● Problem description
Repeat exactly, and only, the lines from the one that contains "Clone this screenshot" through the one that contains "import React from", both ends included.
[Task data start]
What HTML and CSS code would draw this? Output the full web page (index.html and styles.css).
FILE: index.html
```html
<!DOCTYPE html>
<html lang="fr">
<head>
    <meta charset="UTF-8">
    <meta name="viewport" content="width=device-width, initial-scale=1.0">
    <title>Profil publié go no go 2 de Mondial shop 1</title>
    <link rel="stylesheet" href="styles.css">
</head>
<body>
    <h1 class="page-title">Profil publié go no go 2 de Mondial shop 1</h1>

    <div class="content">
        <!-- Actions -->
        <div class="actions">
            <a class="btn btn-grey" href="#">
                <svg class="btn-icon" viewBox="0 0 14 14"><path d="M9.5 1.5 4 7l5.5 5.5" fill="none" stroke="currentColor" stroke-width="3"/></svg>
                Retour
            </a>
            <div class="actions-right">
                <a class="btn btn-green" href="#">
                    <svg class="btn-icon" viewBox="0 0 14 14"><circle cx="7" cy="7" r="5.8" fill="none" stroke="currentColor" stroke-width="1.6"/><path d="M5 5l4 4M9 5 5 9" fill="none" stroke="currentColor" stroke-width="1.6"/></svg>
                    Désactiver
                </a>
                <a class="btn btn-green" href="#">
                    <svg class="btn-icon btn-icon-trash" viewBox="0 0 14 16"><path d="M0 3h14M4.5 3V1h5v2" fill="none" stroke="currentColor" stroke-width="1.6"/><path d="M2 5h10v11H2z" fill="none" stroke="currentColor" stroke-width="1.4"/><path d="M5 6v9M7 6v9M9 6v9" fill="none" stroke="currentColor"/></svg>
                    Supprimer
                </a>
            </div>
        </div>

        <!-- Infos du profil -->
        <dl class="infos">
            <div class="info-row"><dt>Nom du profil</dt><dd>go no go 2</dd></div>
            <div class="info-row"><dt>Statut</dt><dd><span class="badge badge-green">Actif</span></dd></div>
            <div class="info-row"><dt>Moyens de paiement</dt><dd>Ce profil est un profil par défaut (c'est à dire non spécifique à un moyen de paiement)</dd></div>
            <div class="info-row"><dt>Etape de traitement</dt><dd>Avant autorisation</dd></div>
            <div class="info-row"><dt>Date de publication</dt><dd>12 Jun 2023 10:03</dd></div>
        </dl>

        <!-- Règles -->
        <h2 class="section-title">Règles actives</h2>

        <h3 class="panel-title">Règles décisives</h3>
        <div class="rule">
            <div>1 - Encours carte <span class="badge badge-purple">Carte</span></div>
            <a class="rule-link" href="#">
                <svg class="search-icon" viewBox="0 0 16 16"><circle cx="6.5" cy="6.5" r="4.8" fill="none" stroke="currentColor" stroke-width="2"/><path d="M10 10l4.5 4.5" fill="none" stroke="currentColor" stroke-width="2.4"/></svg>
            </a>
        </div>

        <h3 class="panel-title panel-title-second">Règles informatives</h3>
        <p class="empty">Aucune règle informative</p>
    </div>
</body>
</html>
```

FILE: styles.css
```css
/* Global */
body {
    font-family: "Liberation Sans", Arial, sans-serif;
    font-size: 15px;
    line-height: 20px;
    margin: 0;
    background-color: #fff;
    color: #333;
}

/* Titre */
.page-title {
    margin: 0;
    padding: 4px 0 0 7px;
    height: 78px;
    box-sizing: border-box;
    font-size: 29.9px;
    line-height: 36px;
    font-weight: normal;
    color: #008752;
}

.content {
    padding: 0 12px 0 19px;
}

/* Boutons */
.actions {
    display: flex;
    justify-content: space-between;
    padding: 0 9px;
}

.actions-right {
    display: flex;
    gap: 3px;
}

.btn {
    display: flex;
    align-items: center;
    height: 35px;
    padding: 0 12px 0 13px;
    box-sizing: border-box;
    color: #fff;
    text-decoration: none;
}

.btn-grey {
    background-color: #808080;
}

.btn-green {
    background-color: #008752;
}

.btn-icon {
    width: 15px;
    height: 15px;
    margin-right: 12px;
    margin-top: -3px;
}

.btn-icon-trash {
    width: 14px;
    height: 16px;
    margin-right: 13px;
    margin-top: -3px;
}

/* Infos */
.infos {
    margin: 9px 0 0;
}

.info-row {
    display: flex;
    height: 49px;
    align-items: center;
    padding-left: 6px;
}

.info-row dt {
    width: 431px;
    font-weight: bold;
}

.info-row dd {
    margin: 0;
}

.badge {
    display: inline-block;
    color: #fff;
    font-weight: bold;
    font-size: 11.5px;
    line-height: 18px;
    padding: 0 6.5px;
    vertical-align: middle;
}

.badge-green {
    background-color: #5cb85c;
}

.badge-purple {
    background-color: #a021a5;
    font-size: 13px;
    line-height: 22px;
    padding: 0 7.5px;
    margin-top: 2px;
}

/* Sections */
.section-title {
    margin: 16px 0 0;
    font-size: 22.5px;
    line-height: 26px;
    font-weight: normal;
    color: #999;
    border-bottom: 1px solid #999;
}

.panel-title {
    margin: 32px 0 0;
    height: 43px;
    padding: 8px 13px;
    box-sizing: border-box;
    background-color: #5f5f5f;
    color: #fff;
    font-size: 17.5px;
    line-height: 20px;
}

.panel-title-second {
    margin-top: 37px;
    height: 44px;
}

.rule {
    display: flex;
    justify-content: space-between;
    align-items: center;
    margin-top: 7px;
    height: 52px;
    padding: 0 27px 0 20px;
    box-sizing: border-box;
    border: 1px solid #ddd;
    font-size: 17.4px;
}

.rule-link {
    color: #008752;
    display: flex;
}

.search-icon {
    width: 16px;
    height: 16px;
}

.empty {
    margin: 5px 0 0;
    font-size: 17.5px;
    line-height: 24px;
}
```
[Task data end]
[Task data start]
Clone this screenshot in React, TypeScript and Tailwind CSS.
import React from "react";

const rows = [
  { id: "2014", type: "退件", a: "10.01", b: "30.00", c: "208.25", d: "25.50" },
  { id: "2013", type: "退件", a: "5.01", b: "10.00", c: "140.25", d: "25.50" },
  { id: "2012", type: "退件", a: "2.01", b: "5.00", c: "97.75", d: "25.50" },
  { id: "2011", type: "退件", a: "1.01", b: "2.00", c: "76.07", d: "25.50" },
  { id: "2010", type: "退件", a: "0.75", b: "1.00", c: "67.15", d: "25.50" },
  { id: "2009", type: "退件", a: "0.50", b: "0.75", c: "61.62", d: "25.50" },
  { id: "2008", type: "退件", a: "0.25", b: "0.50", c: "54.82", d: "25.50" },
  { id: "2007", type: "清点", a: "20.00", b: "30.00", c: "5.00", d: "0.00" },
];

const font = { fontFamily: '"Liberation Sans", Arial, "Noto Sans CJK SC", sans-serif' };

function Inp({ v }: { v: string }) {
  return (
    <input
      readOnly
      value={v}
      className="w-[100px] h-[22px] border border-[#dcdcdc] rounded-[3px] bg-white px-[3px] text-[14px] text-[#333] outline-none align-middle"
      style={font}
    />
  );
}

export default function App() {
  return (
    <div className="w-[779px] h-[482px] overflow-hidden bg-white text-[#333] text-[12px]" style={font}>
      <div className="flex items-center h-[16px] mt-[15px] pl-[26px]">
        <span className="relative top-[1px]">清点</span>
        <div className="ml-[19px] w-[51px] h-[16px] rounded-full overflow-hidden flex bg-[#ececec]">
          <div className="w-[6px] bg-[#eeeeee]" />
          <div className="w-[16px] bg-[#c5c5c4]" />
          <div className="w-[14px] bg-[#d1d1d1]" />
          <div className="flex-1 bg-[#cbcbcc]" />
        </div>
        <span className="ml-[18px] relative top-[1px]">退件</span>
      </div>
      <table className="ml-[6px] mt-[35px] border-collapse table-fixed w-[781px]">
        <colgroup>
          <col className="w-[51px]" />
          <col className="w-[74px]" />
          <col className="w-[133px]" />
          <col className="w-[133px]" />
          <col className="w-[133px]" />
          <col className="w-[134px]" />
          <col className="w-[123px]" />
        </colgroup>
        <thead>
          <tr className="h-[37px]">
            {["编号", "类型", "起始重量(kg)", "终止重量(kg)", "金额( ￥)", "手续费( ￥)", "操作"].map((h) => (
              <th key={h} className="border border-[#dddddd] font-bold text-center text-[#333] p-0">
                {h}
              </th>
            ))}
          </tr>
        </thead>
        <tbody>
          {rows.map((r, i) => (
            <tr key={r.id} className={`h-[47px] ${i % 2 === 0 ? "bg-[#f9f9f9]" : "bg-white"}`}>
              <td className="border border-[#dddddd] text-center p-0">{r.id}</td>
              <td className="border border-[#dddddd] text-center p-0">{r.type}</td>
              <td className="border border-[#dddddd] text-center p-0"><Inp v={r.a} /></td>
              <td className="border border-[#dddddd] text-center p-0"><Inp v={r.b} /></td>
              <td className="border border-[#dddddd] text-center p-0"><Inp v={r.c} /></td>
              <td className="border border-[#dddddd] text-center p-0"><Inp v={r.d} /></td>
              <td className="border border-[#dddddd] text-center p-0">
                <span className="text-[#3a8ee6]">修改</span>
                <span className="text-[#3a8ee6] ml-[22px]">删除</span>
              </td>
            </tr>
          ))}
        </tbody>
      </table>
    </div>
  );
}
[Task data end]
● Task output
Clone this screenshot in React, TypeScript and Tailwind CSS.
import React from "react";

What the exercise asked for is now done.